Case Summaries
Pan Ocean Co Ltd v China-Base Group Co Ltd and Another (The "Grand Ace 12") [2019]
“The Court declined to grant owners an anti-suit injunction restraining proceedings against them by buyers of a cargo of cycle oil carried on board their vessel. An implied contract (said by owners (i) to arise out of buyers' conduct and (ii) to include a B/L exclusive English law/jurisdiction clause -ECJ) even if established, was insufficient to satisfy Art.25 of the Recast Brussels Regulation: whilst the B/L was in writing, the required consent to it and its ECJ was not.”
K v A [2019]
“The Court dismissed the appeal against an arbitration award which ordered the Buyer, K, to pay the balance of the price under a contract of sale of a cargo of sunflower meal. K was victim of fraud as the payment was directed to an account other than that of the Seller, A, by a forged email. The Court upheld the Tribunal's ruling that K bore the risk of false instructions and its contractual obligation was to ensure that payment in cash was received by A in its nominated bank account. The Court however remitted the award back to the Tribunal on the grounds of serious irregularity in failing to hear K's argument as to validity of the true instructions.”

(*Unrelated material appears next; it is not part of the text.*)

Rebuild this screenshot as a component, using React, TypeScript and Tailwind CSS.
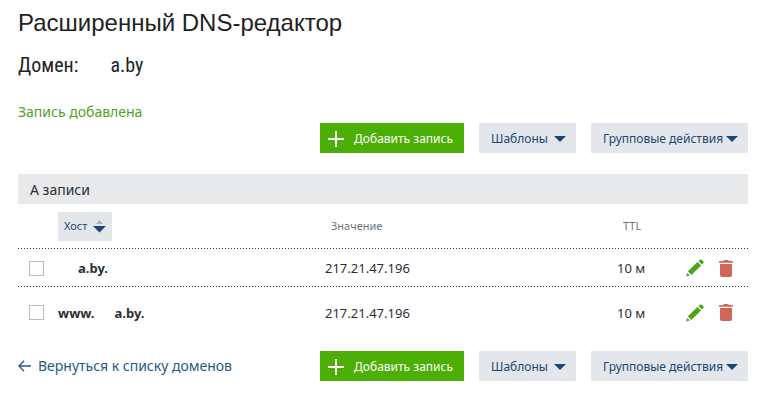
import { useState } from 'react'

type DnsRecord = { id: number; prefix: string; host: string; value: string; ttl: string }

const records: DnsRecord[] = [
  { id: 1, prefix: '', host: 'a.by.', value: '217.21.47.196', ttl: '10 м' },
  { id: 2, prefix: 'www.', host: 'a.by.', value: '217.21.47.196', ttl: '10 м' },
]

// one-pixel dots, wider apart than a CSS dotted border draws them
const dottedLine =
  'bg-[repeating-linear-gradient(90deg,#333_0_1px,transparent_1px_3px)] bg-[length:100%_1px] bg-bottom bg-no-repeat'

function CaretDown() {
  return (
    <svg width="12" height="6" viewBox="0 0 12 6" aria-hidden="true">
      <path d="M0 0h12L6 6z" fill="#1b4772" />
    </svg>
  )
}

function SortIcon() {
  return (
    <svg width="13" height="14" viewBox="0 0 13 14" aria-hidden="true">
      <path d="M3 4L6.5 0 10 4z" fill="#a9b0b6" />
      <path d="M0 6h13L6.5 12.5z" fill="#1b4772" />
    </svg>
  )
}

function PencilIcon() {
  return (
    <svg width="18" height="18" viewBox="0 0 18 18" aria-hidden="true">
      <path d="M0 17.5l1.2-3.8 2.7 2.7z" fill="#6f9a3c" />
      <path d="M1.8 12.3L11.5 3l3.6 3.6-9.7 9.3z" fill="#4fa51a" />
      <path d="M12.5 2.2L14 .8q.9-.8 1.8 0l1.500 1.500q.8.9 0 1.800L15.900 5.500z" fill="#4fa51a" />
    </svg>
  )
}

function TrashIcon() {
  return (
    <svg width="14" height="17" viewBox="0 0 14 17" aria-hidden="true">
      <path d="M0 1.2L4.4.8Q4.6 0 5.4 0h3.2q.8 0 1 .8l4.4.4v1.6H0z" fill="#d0655b" />
      <path d="M1 4h12v11q0 2-2 2H3q-2 0-2-2z" fill="#d0655b" />
    </svg>
  )
}

function Toolbar() {
  return (
    <div className="flex gap-[15px] text-xs">
      <button className="flex h-[30px] w-36 items-center bg-[#4caf05] pt-px pr-[11px] pl-2 text-white">
        <svg width="16" height="16" viewBox="0 0 16 16" aria-hidden="true">
          <path d="M8 0v16M0 8h16" stroke="currentColor" strokeWidth="2" />
        </svg>
        <span className="flex-1 text-right whitespace-nowrap">Добавить запись</span>
      </button>
      <button className="flex h-[30px] w-[97px] items-center justify-between bg-[#e3e7eb] pt-px pr-[10px] pl-3 text-[#1b4772]">
        Шаблоны
        <CaretDown />
      </button>
      <button className="flex h-[30px] w-[157px] items-center justify-between bg-[#e3e7eb] pt-px pr-[10px] pl-3 whitespace-nowrap text-[#1b4772]">
        Групповые действия
        <CaretDown />
      </button>
    </div>
  )
}

export default function App() {
  const [selected, setSelected] = useState<number[]>([])

  function toggle(id: number) {
    setSelected((prev) => (prev.includes(id) ? prev.filter((v) => v !== id) : [...prev, id]))
  }

  return (
    <main className="min-h-screen bg-white pt-2 pr-[26px] pb-8 pl-[18px] font-['Noto_Sans','Open_Sans',sans-serif] text-[#2b2f33]">
      <h1 className="font-['Liberation_Sans',Arial,sans-serif] text-2xl leading-[30px] text-[#222]">
        Расширенный DNS-редактор
      </h1>
      <h2 className="mt-3 flex gap-8 font-['Roboto_Condensed','Open_Sans_Condensed',sans-serif] text-xl leading-[30px] font-normal text-[#222]">
        <span>Домен:</span>
        <span>a.by</span>
      </h2>
      <p className="mt-[21px] text-sm leading-[22px] text-[#55a028]">Запись добавлена</p>
      <div className="flex justify-end">
        <Toolbar />
      </div>

      <h3 className="mt-[21px] bg-[#e8e9ea] px-3 pt-0.5 text-sm leading-7">А записи</h3>
      <table className="w-full table-fixed text-left text-[13px]">
        <thead>
          <tr className={`h-[45px] text-[11px] text-[#6c757b] ${dottedLine}`}>
            <th className="w-10" />
            <th className="font-normal">
              <button className="flex h-[29px] w-[54px] items-center justify-between bg-[#e3e7eb] px-[6px] text-[#1b4772]">
                Хост
                <SortIcon />
              </button>
            </th>
            <th className="w-[292px] pl-[6px] font-normal">Значение</th>
            <th className="w-[69px] pl-[6px] font-normal">TTL</th>
            <th className="w-[62px]" />
          </tr>
        </thead>
        <tbody>
          {records.map((record) => (
            <tr key={record.id} className={`h-[38px] last:h-[51px] last:bg-none ${dottedLine}`}>
              <td className="pl-[11px]">
                <input
                  type="checkbox"
                  aria-label={`${record.prefix}${record.host}`}
                  checked={selected.includes(record.id)}
                  onChange={() => toggle(record.id)}
                  className="block size-[15px] appearance-none border border-[#b4bfc2] bg-white checked:bg-[#4caf05]"
                />
              </td>
              <td className="pt-0.5 font-bold">
                <span className="mr-5">{record.prefix}</span>
                {record.host}
              </td>
              <td className="pt-0.5">{record.value}</td>
              <td className="pt-0.5">{record.ttl}</td>
              <td>
                <div className="flex items-center gap-[15px]">
                  <button aria-label="Изменить">
                    <PencilIcon />
                  </button>
                  <button aria-label="Удалить">
                    <TrashIcon />
                  </button>
                </div>
              </td>
            </tr>
          ))}
        </tbody>
      </table>

      <div className="mt-[13px] flex items-center justify-between">
        <a href="#domains" className="flex items-center gap-[7px] text-sm text-[#27598a]">
          <svg width="13" height="12" viewBox="0 0 13 12" fill="none" stroke="currentColor" strokeWidth="1.3" aria-hidden="true">
            <path d="M6 .7L1 6l5 5.3M1 6h12" />
          </svg>
          Вернуться к списку доменов
        </a>
        <Toolbar />
      </div>
    </main>
  )
}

Sonact Group Ltd v Premuda Spa "Four Island" [2018]
“The Commercial Court decides that the jurisdiction clause of a charterparty applies also to an agreement for settlement of disputes under the charter, even though the settlement agreement contained no jurisdiction clause.”
Aprile S.PA. & Ors. v Elin Maritime Ltd ("The an") [2019]
“A bill of lading provided that cargo was "loaded on deck at shipper's and/or consignee's and/or receiver's risk; the carrier and/or Owners and/or Vessel being not responsible for loss or damage howsoever arising...". The Court considered that it was difficult to conceive of wider words of exemption and held that the provision was effective to exclude Owners' liability for loss or damage to deck cargo even if caused by unseaworthiness or their negligence.”
Eleni Shipping Ltd v Transgrain Shipping BV [2019]
“A Time charter clause provided that Charterers were allowed to transit the Gulf of Aden, against reimbursing EWR/K&R premia and crew bonus; also, that if the vessel 'threatened/kidnapped by reason of piracy payment of hire shall be suspended'. The High Court, confirming an arbitration award on this point, held that this clause rendered the Vessel off hire throughout the period starting with her seizure in the Arabian Sea on her laden passage (after transit of Suez and the Gulf of Aden), and continuing following her release (7 months later) during emergency repairs and supplies and until regaining a position equidistant between seizure and destination. The Court held that in a charter of this nature, the geographical extent of the Gulf of Aden is not strictly defined and the natural construction of the risk allocation provision is that loss of time as a consequence of the transit should be borne by Owners.”
Silverburn Shipping (loM) Ltd v Ark Shipping Company LLC (M/V "ARCTIC") [2019]
“The High Court held that the Classification clause (9) in a BARECON '89 Charterparty is both an absolute obligation and a condition, such that if charterers allow Class to lapse, owners are entitled to terminate. In so doing it overturned an arbitration award concluding that clause (9) was part of the continuing maintenance obligation and imposed only an intermediate obligation of reasonable diligence, i.e. to reinstate the vessel's Class within a reasonable time.”